The firefight is loud and messy and Natasha can't hear the sound of Clint's bow over the machine gun fire, and she lost her comm link somewhere along the way through the building. All that she can really hear is the repeat of her pistols and the echo of artillery somewhere a block or so up and it's starting to make her head spin.
“I can see you thinking,” Clint says, backing close to her and shouting.
“Isn't that a good thing?”
“I know how you think,” Clint says. “What do you say, go on up over the warehouse, or around to the bakery.”
“How do you know it's a bakery?”
“I don't know, maybe it's not, maybe it's just wishful thinking.”
“You think there's time to get a croissant before we take down the ringleader?”
Clint shrugs.
“Over the warehouse. I'll buy you a croissant in Alsace.”
With a nod, they're making their move, but it turns out the artillery echo was actually from inside the warehouse, and everything only gets messier and louder.
Natasha sees her opening - aiming for the the ringleader's private security before they get their guns unholstered is the easy part, but it means the ringleader sees her coming. She's fast enough, or he's slow enough, to bring him down when the last of the security goes for a reload, but she ends up having to wrestle a surface to air missile launcher from the back-up.
“That was a stupid call,” Clint says, sharp and pissed off, as they duck towards their exit.
“It worked.”
“It was careless.”
“I knew you were fine.”
“This isn’t about me, Nat, this is about you. You can’t take suicide runs anymore. You've got a partner now.”
They have a legitimate stare down, where she’s half sure Clint's going to throw his hands up and walk away.
“How about I agree not to?” is what she says instead of all the other arguments spiraling around in her head.
“Not to what, be an idiot?”
“Not to do suicide runs alone?” They stare at each other, neither one willing to give.
The comm link crackles on. “Agent Barton? Agent Romanov?”
“All present and accounted for, sir,” Clint says, beating her to it.
“So which one of you detonated a bakery?” Coulson asks.
“That was me, sir,” Natasha says, and Clint blinks and finally looks away as he tries to stifle his laughter. “I may have had some sloppy aim with the target's missile launcher.”
“That's a shame, I was planning on getting a snack.”
“Might still be something well done, sir,” Natasha says.
Coulson signs off with a laugh.
“We should get back to the rendezvous,” Natasha says. The air between them still feels charged with their unfinished, half-unspoken fight.
“Are you flirting with my handler?” Clint asks after a long moment.
“Our handler,” Natasha says.
She knows when he smirks that it's as good as an all clear.
7.
The difference between stake-out and wait-out is that, with a stakeout, at least there's something to watch. Clint takes out his boot-knife and starts to spin it over his knuckles.

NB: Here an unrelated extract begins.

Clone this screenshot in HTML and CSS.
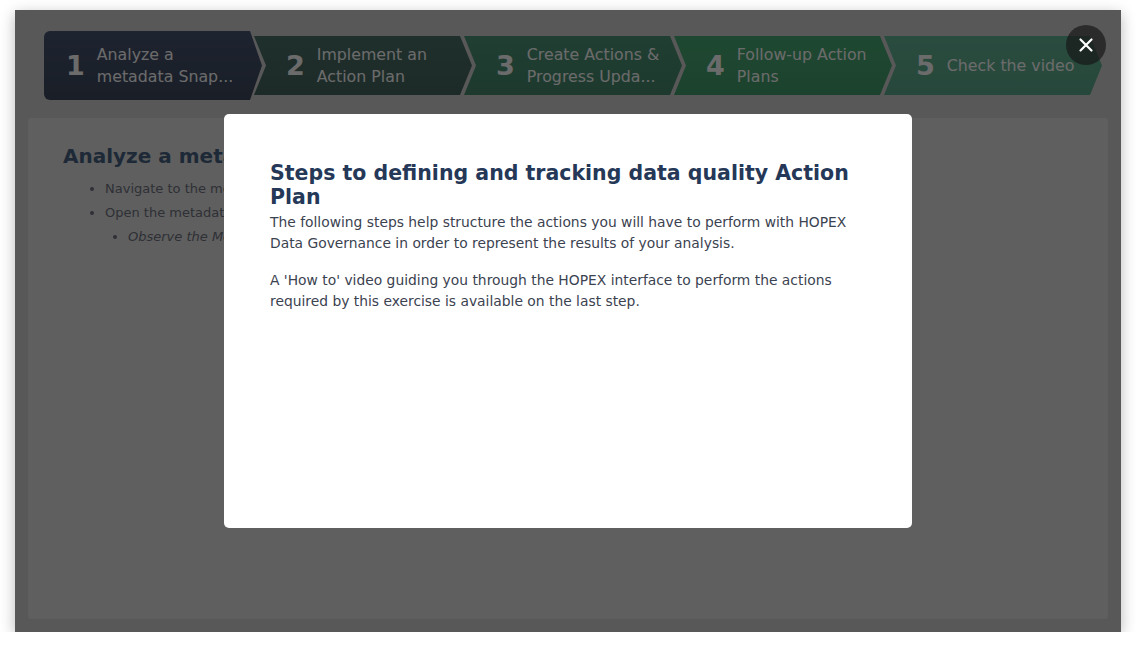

“That's how you lose them. I give you ten minutes before you've dropped it twice, and you'd better be thankful the motion sensor is down the hall.” Natasha's stripping off her night-vision gear and tucking it into corner within arm's reach.

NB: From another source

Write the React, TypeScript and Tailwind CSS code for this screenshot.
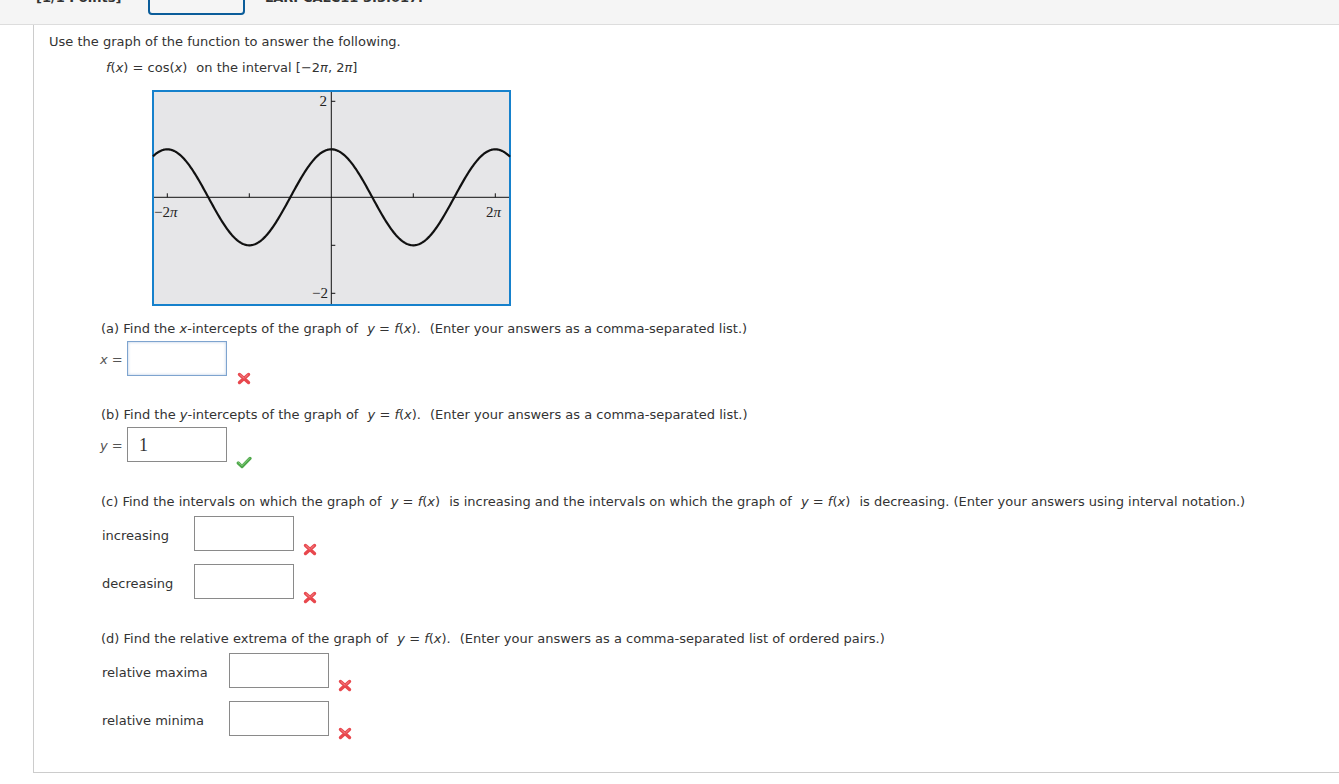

“I'm not gonna set off your motion sensor dropping my knife.”
“But you admit will drop it.”
“I still miss the other one. Maybe it was in Purmamarca. Think they have a lost and found?”
They'd split the trap set-up 50/50, with Natasha taking the first floor and the street, and Clint taking the second floor and the roof. Coulson had tried for the past several missions to convince them not to use so many traps overnight if neither of them is actually going to sleep, but it's habit, and they are nothing if not bad influences on each other.
Clint exhales, Natasha breathes in. It's reassuring and slightly hypnotic, Clint doesn't actually think he could fall asleep, but he doesn't want to lose the sharp awareness of each second passing by.
“You want to play a game?” Clint asks. “Chemical conversion?”
“No math,” Natasha says.
“Song lyrics?”
“You think we're loyal to the right people?”
“Never heard of that one,” Clint says. Natasha pushes back against him. “If I didn't, you'd be the first to know.”
“I Spy?”
“I forget the rules of that one.”
“We could sleep,” Natasha says.
“We could,” Clint says. Neither of them is going to, so it's going to be a long night. They settle with their backs to each other, the last trap. The best weapon each of them has may be themselves, but the second best weapon is definitely a partner.